Automation can be the lubricant that eases points of friction caused by people and materials.
That’s the advice of McGrewGroup managing director Pat McGrew in the latest of DRUPA’s ‘Essentials of Print’ series.
And while the piece is focussed on commercial print production, some of the advice will have value for newspaper production… in print, and maybe further upstream.
“Automating workflows is the core of the future of all manufacturing, but the results can be dramatic for print manufacturing,” she says.
Top of a list of ten steps to plan for automation, she advocates making a list of your production workflows and the workflows that touch them., ontinuing with identifying who is responsible for the architecture of each workflow, who solves the bottlenecks, and where they intersect, and how change requests are managed.

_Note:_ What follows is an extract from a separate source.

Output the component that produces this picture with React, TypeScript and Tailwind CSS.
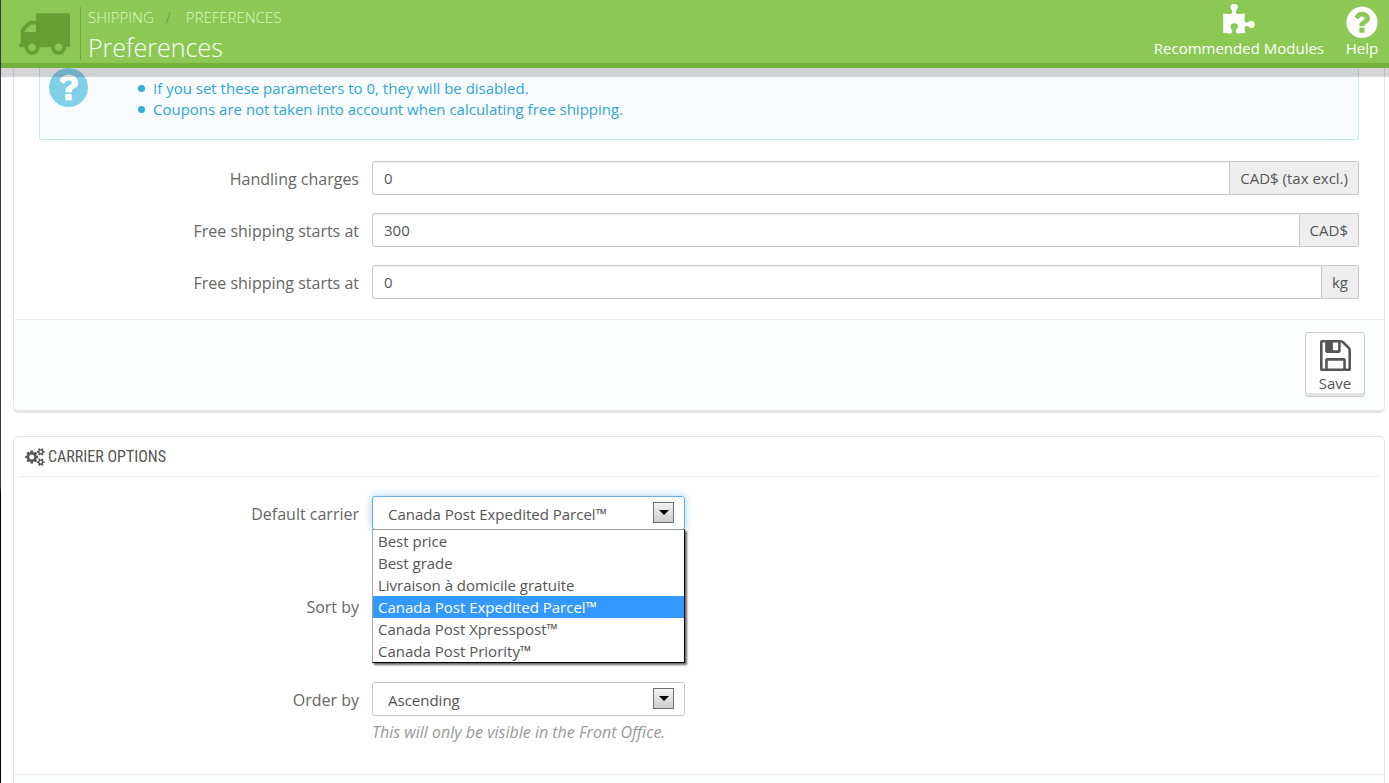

Urging automation to eliminate friction, she points to “three fundamental reasons to spend the time and money to implement and tune automation”, reducing time to onboard work, make a job ready, and reduce production time. The recipe for production has time elements, but also people and tasks – count the manual steps and the loops in those tasks that extend the time to completion, and the tools in use officially and covertly, she urges.
“These three reductions open the door to less waste, fewer missed deadlines, more efficient production, and higher profit margins.”
She warns that people are inconsistent and cause friction. “They may be wonderful teammates and enthusiastic workers, but that is not the same as repeating the same tasks daily with reliable precision. They are not robots, but that is what you need – software robots that execute repeatable and auditable tasks in a manner that is predictable and auditable,” she says.
McGrew (pictured) urges using data to understand where staff members spend their time, how long tasks take, and how many loops they make. “Most shops don’t track their teams by the minute, so consider a quick survey to see what they think takes the most time in their day and the sources of frustration,” she says.
Paper and consumables also cause friction, and she urges taking stock of everything you keep in inventory and your replenishment rates.
More from McGrew:
Deploy automation as the lubricant – Preparing for the future demand’s efficiency and optimisation of every process. Islands of automation linked by manual processes is not a best practice. End-to-end workflow automation is the path to follow. Follow the Crawl-Walk-Run rule!
If you have islands of automation, begin by reviewing those automation tools and the manual processes that link them. Review your installed software solutions.
McGrew says automation is not magic, but takes a well-defined plan that is transparent. “It takes executive sponsorship and team leadership. It is part art and part science.
“Automation requires calming the fears of employees that their jobs may be eliminated. It requires a different type of conversation with the current array of software vendors. But if you do your assessment and have those conversations, the waste reduction, production efficiencies, and customer satisfaction that result can change the trajectory of the company,” she says.